# RAW DATA
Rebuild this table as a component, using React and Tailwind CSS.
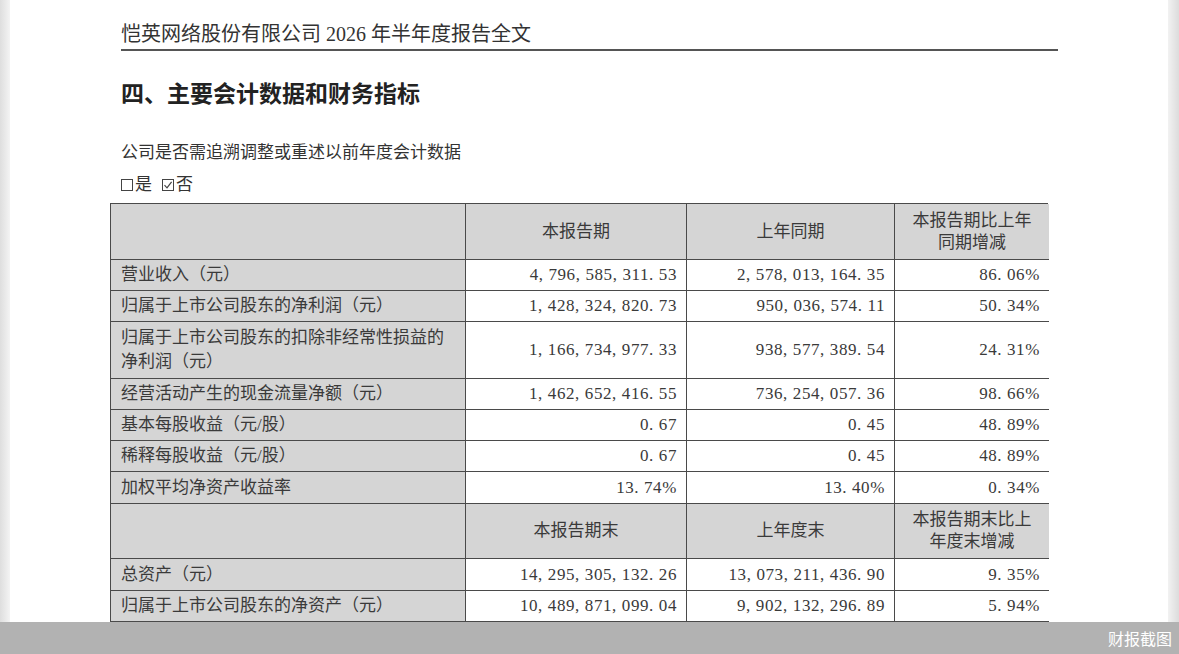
import React from "react";

const rows = [
  { label: ["营业收入（元）"], a: "4, 796, 585, 311. 53", b: "2, 578, 013, 164. 35", c: "86. 06%", h: "h-[31px]" },
  { label: ["归属于上市公司股东的净利润（元）"], a: "1, 428, 324, 820. 73", b: "950, 036, 574. 11", c: "50. 34%", h: "h-[31px]" },
  { label: ["归属于上市公司股东的扣除非经常性损益的", "净利润（元）"], a: "1, 166, 734, 977. 33", b: "938, 577, 389. 54", c: "24. 31%", h: "h-[57px]" },
  { label: ["经营活动产生的现金流量净额（元）"], a: "1, 462, 652, 416. 55", b: "736, 254, 057. 36", c: "98. 66%", h: "h-[31px]" },
  { label: ["基本每股收益（元/股）"], a: "0. 67", b: "0. 45", c: "48. 89%", h: "h-[31px]" },
  { label: ["稀释每股收益（元/股）"], a: "0. 67", b: "0. 45", c: "48. 89%", h: "h-[31px]" },
  { label: ["加权平均净资产收益率"], a: "13. 74%", b: "13. 40%", c: "0. 34%", h: "h-[32px]" },
];

const rows2 = [
  { label: ["总资产（元）"], a: "14, 295, 305, 132. 26", b: "13, 073, 211, 436. 90", c: "9. 35%", h: "h-[32px]" },
  { label: ["归属于上市公司股东的净资产（元）"], a: "10, 489, 871, 099. 04", b: "9, 902, 132, 296. 89", c: "5. 94%", h: "h-[31px]" },
];

// --- table header row (gray band) ---
const HeadRow = ({ cols, last, h }) => (
  <>
    <div className={`${h} bg-[#d5d5d5] border-r border-b border-[#4a4a4a]`} />
    {cols.map((c, i) => (
      <div
        key={i}
        className={`${h} bg-[#d5d5d5] border-r border-b border-[#4a4a4a] flex items-center justify-center text-center leading-[22px]`}
      >
        {c}
      </div>
    ))}
    <div className={`${h} bg-[#d5d5d5] border-b border-[#4a4a4a] flex flex-col items-center justify-center leading-[22px]`}>
      {last.map((l) => (
        <span key={l}>{l}</span>
      ))}
    </div>
  </>
);

const DataRow = ({ row }) => (
  <>
    <div className={`${row.h} bg-[#d5d5d5] border-r border-b border-[#4a4a4a] pl-[10px] flex flex-col justify-center leading-[24px]`}>
      {row.label.map((l) => (
        <span key={l}>{l}</span>
      ))}
    </div>
    <div className={`${row.h} bg-white border-r border-b border-[#4a4a4a] flex items-center justify-end pr-[9px] tracking-[0.6px]`}>
      {row.a}
    </div>
    <div className={`${row.h} bg-white border-r border-b border-[#4a4a4a] flex items-center justify-end pr-[9px] tracking-[0.6px]`}>
      {row.b}
    </div>
    <div className={`${row.h} bg-white border-b border-[#4a4a4a] flex items-center justify-end pr-[9px] tracking-[0.6px]`}>
      {row.c}
    </div>
  </>
);

// small checkbox glyph like in the PDF
const Box = ({ checked }) => (
  <span className="inline-flex items-center justify-center w-[12px] h-[12px] border border-[#444] mr-[2px]">
    {checked && (
      <svg width="10" height="10" viewBox="0 0 10 10" fill="none">
        <path d="M1.5 5.2 L4 7.8 L8.6 1.8" stroke="#444" strokeWidth="1.2" />
      </svg>
    )}
  </span>
);

export default function App() {
  return (
    <div className="w-full h-[654px] flex flex-col overflow-hidden bg-white text-[#333] font-['Liberation_Serif','Noto_Sans_CJK_SC',serif]">
      <div className="flex-1 flex min-h-0">
        {/* left shadow strip */}
        <div className="w-[10px] bg-gradient-to-r from-[#dedede] to-[#f4f4f4]" />

        {/* page */}
        <div className="flex-1 bg-white pl-[111px] pt-[21px]">
          <div className="w-[937px] border-b-2 border-[#555] text-[20px] leading-[27px] pb-[1px]">
            恺英网络股份有限公司 2026 年半年度报告全文
          </div>

          <h1 className="mt-[25px] text-[23px] leading-[32px] font-bold font-['Noto_Sans_CJK_SC',sans-serif] text-[#222]">
            四、主要会计数据和财务指标
          </h1>

          <p className="mt-[33px] text-[17px] leading-[24px]">公司是否需追溯调整或重述以前年度会计数据</p>

          <p className="mt-[8px] text-[17px] leading-[24px] flex items-center">
            <Box />
            <span>是</span>
            <span className="ml-[10px] flex items-center">
              <Box checked />
            </span>
            <span>否</span>
          </p>

          {/* --- main data table --- */}
          <div className="mt-[6px] -ml-[11px] w-[938px] grid grid-cols-[355px_221px_208px_154px] border-t border-l border-r border-[#4a4a4a] text-[17px] text-[#3a3a3a]">
            <HeadRow h="h-[56px]" cols={["本报告期", "上年同期"]} last={["本报告期比上年", "同期增减"]} />
            {rows.map((r) => (
              <DataRow key={r.label[0]} row={r} />
            ))}
            <HeadRow h="h-[55px]" cols={["本报告期末", "上年度末"]} last={["本报告期末比上", "年度末增减"]} />
            {rows2.map((r) => (
              <DataRow key={r.label[0]} row={r} />
            ))}
          </div>
        </div>

        {/* right shadow strip */}
        <div className="w-[11px] bg-gradient-to-r from-[#f2f2f2] to-[#dcdcdc]" />
      </div>

      {/* bottom watermark bar */}
      <div className="h-[32px] shrink-0 bg-[#b2b2b2] flex items-center justify-end pr-[7px]">
        <span className="text-white text-[16px] font-['Noto_Sans_CJK_SC',sans-serif]">财报截图</span>
      </div>
    </div>
  );
}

# WRITTEN REQUEST
Exactly reproduce the run of lines from the start of the listing through the line with "import React from", inclusive; pictures are not copied.

# SOLUTION TO THE PROBLEM
Rebuild this table as a component, using React and Tailwind CSS.
import React from "react";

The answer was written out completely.